Ludus Latrunculorum

Ethan Bucholtz
Sun, 07 May 2017 01:11 PM

Group 2: Ivan Vashchilin, Ethan Bucholtz, Alex Radin and Christian Stefani

 

The game we played this week is called Ludus Latrunculorum. In it, the player must take out the other player's king, thus ending the game. You were also able to take enemy pieces, but you had to kill the enemy king to win. The pieces (including the king) could move along the board in any direction, except diagonally. 

 

Ludus Latrunculorum was a game played by the Romans, and many other societies during and after them. We have found, through research, that the game was primarily a game for practising strategy, sort of like a ancient version of RISK (Board game). It was played all over the empire, and there were many different board sizes (we chose 12 x 8). It would have been played by anyone, particularly those in the lower classes, who couldn't join the army, or the women and children at home.

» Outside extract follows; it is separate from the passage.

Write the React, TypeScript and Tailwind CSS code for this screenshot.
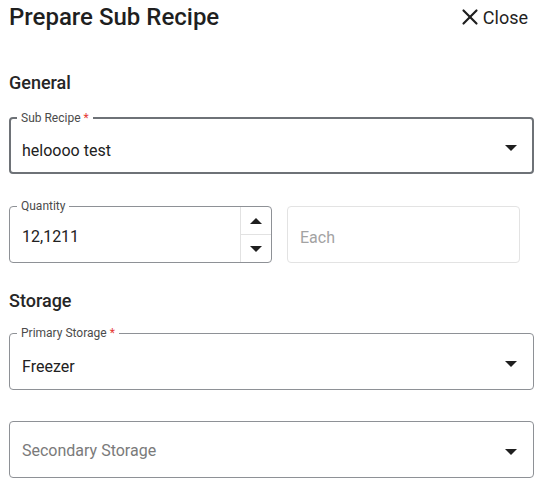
import { X } from 'lucide-react';

function Caret({ up = false, className = '' }: { up?: boolean; className?: string }) {
    return (
        <svg width="12" height="6" viewBox="0 0 12 6" className={`${up ? 'rotate-180' : ''} ${className}`}>
            <path d="M0 0h12L6 6z" fill="#1f1f1f" />
        </svg>
    );
}

function FloatLabel({ text, required, strong }: { text: string; required?: boolean; strong?: boolean }) {
    return (
        <span
            className={`absolute top-[-8px] bg-white px-[4px] text-[12px] leading-[14px] text-[#4b4b4b] ${
                strong ? 'left-[6px]' : 'left-[7px]'
            }`}
        >
            {text}
            {required && <span className="text-[#e53935]"> *</span>}
        </span>
    );
}

function SelectField({
    label,
    value,
    placeholder,
    required,
    strong,
}: {
    label?: string;
    value?: string;
    placeholder?: string;
    required?: boolean;
    strong?: boolean;
}) {
    return (
        <div
            className={`relative flex h-[57px] items-center justify-between rounded-[4px] ${
                strong ? 'border-2 border-[#6e7277] pl-[11px] pr-[15px]' : 'border border-[#8e9196] pl-[12px] pr-[16px]'
            }`}
        >
            {label && <FloatLabel text={label} required={required} strong={strong} />}
            {value ? (
                <span className="mt-[10px] text-[16px] text-[#212121]">{value}</span>
            ) : (
                <span className="mt-[3px] text-[16px] text-[#7a7a7a]">{placeholder}</span>
            )}
            <Caret className="mt-[5px]" />
        </div>
    );
}

export default function App() {
    return (
        <div className="w-[541px] bg-white font-['Roboto',sans-serif] text-[#212121]">
            <div className="flex h-[33px] items-center justify-between pl-[9px] pr-[13px] pt-[1px]">
                <h1 className="text-[24px] font-medium leading-8 text-[#1f1f1f]">Prepare Sub Recipe</h1>
                <button className="flex items-center text-[18px] text-[#1f1f1f]">
                    <X size={26} strokeWidth={2} className="-my-1" />
                    Close
                </button>
            </div>

            <div className="pl-[9px] pr-[7px]">
                <h2 className="mt-[38px] text-[18px] font-medium leading-6 text-[#262626]">General</h2>

                <div className="mt-[22px]">
                    <SelectField label="Sub Recipe" value="heloooo test" required strong />
                </div>

                <div className="mt-[32px] flex gap-[15px] pr-[14px]">
                    <div className="relative flex h-[57px] w-[263px] rounded-[4px] border border-[#8e9196]">
                        <FloatLabel text="Quantity" />
                        <div className="flex flex-1 items-center pl-[12px] pt-[5px] text-[16px] text-[#212121]">12,1211</div>
                        <div className="flex w-[31px] flex-col border-l border-[#e2e2e2]">
                            <div className="flex flex-1 items-center justify-center border-b border-[#e2e2e2] pt-[1px]">
                                <Caret up />
                            </div>
                            <div className="flex flex-1 items-center justify-center pt-[2px]">
                                <Caret />
                            </div>
                        </div>
                    </div>
                    <div className="flex h-[57px] flex-1 items-center rounded-[4px] border border-[#e3e3e3] pl-[12px] pt-[6px] text-[16px] text-[#a3a3a3]">
                        Each
                    </div>
                </div>

                <h2 className="mt-[26px] text-[18px] font-medium leading-6 text-[#262626]">Storage</h2>

                <div className="mt-[20px]">
                    <SelectField label="Primary Storage" value="Freezer" required />
                </div>

                <div className="mt-[31px] pb-[10px]">
                    <SelectField placeholder="Secondary Storage" />
                </div>
            </div>
        </div>
    );
}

The game couldn't be taken on campaign by the soldiers, but they could have carved or drawn boards and used rocks as the pieces. 

 

We felt that our group didn't communicate as much we needed to, so on the day of the game, we didn't do very well (The boards were wrong, the pieces to big etc.) and took far too long setting up. However, we did manage to answer the questions that were asked in all three lessons.